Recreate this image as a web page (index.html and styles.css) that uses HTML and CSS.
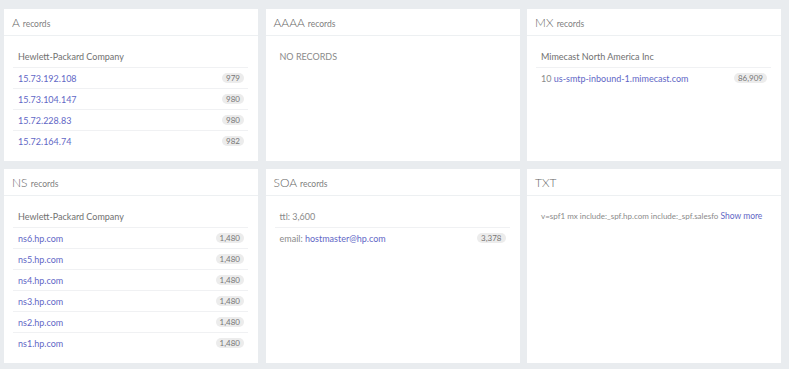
FILE: index.html
```html
<!DOCTYPE html>
<html lang="en">
<head>
    <meta charset="UTF-8">
    <title>DNS records</title>
    <link rel="stylesheet" href="styles.css">
</head>
<body>
    <div class="grid">
        <div class="card">
            <div class="card-head">A <small>records</small></div>
            <div class="card-body">
                <ul class="list">
                    <li class="list-title">Hewlett-Packard Company</li>
                    <li><a href="#">15.73.192.108</a><span class="badge">979</span></li>
                    <li><a href="#">15.73.104.147</a><span class="badge">980</span></li>
                    <li><a href="#">15.72.228.83</a><span class="badge">980</span></li>
                    <li><a href="#">15.72.164.74</a><span class="badge">982</span></li>
                </ul>
            </div>
        </div>
        <div class="card">
            <div class="card-head">AAAA <small>records</small></div>
            <div class="card-body">
                <ul class="list">
                    <li class="list-title empty">NO RECORDS</li>
                </ul>
            </div>
        </div>
        <div class="card">
            <div class="card-head">MX <small>records</small></div>
            <div class="card-body">
                <ul class="list">
                    <li class="list-title">Mimecast North America Inc</li>
                    <li><span class="muted">10 <a href="#">us-smtp-inbound-1.mimecast.com</a></span><span class="badge">86,909</span></li>
                </ul>
            </div>
        </div>
        <div class="card">
            <div class="card-head">NS <small>records</small></div>
            <div class="card-body">
                <ul class="list">
                    <li class="list-title">Hewlett-Packard Company</li>
                    <li><a href="#">ns6.hp.com</a><span class="badge">1,480</span></li>
                    <li><a href="#">ns5.hp.com</a><span class="badge">1,480</span></li>
                    <li><a href="#">ns4.hp.com</a><span class="badge">1,480</span></li>
                    <li><a href="#">ns3.hp.com</a><span class="badge">1,480</span></li>
                    <li><a href="#">ns2.hp.com</a><span class="badge">1,480</span></li>
                    <li><a href="#">ns1.hp.com</a><span class="badge">1,480</span></li>
                </ul>
            </div>
        </div>
        <div class="card">
            <div class="card-head">SOA <small>records</small></div>
            <div class="card-body">
                <ul class="list">
                    <li class="list-title empty">ttl: 3,600</li>
                    <li><span class="muted">email: <a href="#">hostmaster@hp.com</a></span><span class="badge">3,378</span></li>
                </ul>
            </div>
        </div>
        <div class="card">
            <div class="card-head">TXT</div>
            <div class="card-body">
                <p class="txt">v=spf1 mx include:_spf.hp.com include:_spf.salesfo <a href="#">Show more</a></p>
            </div>
        </div>
    </div>
</body>
</html>
```

FILE: styles.css
```css
*{
    margin: 0;
    padding: 0;
    box-sizing: border-box;
}
body{
    background: #e9ecef;
    font-family: Lato, "Noto Sans", sans-serif;
    color: #6f6f6f;
}
li{
    list-style: none;
}
a{
    color: #5f67c6;
    text-decoration: none;
}
.grid{
    display: grid;
    grid-template-columns: repeat(3, minmax(0, 1fr));
    column-gap: 7.5px;
    row-gap: 8px;
    padding: 9px 8px 7px 4px;
}
.card{
    background: #fff;
}
.card-head{
    height: 27px;
    line-height: 28px;
    padding-left: 8px;
    font-size: 12px;
    font-weight: 300;
    color: #666;
    border-bottom: 1px solid #edf0f2;
}
.card-head small{
    font-size: 8.5px;
    font-weight: 400;
    color: #808080;
}
.card-body{
    padding: 10px 10px 10px 9px;
}
.list li{
    height: 21px;
    display: flex;
    align-items: center;
    justify-content: space-between;
    padding: 0 4px 0 5px;
    font-size: 9px;
    border-top: 1px solid #f0f1f3;
}
.list .list-title{
    border-top: none;
    color: #707070;
}
.list .empty,
.muted{
    color: #8a8a8a;
}
.badge{
    font-size: 8px;
    line-height: 10px;
    padding: 0 4px;
    border-radius: 6px;
    background: #ececec;
    color: #777;
}
.txt{
    font-size: 8px;
    line-height: 21px;
    padding-left: 5px;
    color: #8a8a8a;
    white-space: nowrap;
}
.txt a{
    font-size: 8.5px;
}
```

* Exercise aim: Find all lines where the word "styles" appears. Copy them.

* Output:
Recreate this image as a web page (index.html and styles.css) that uses HTML and CSS.
    <link rel="stylesheet" href="styles.css">
FILE: styles.css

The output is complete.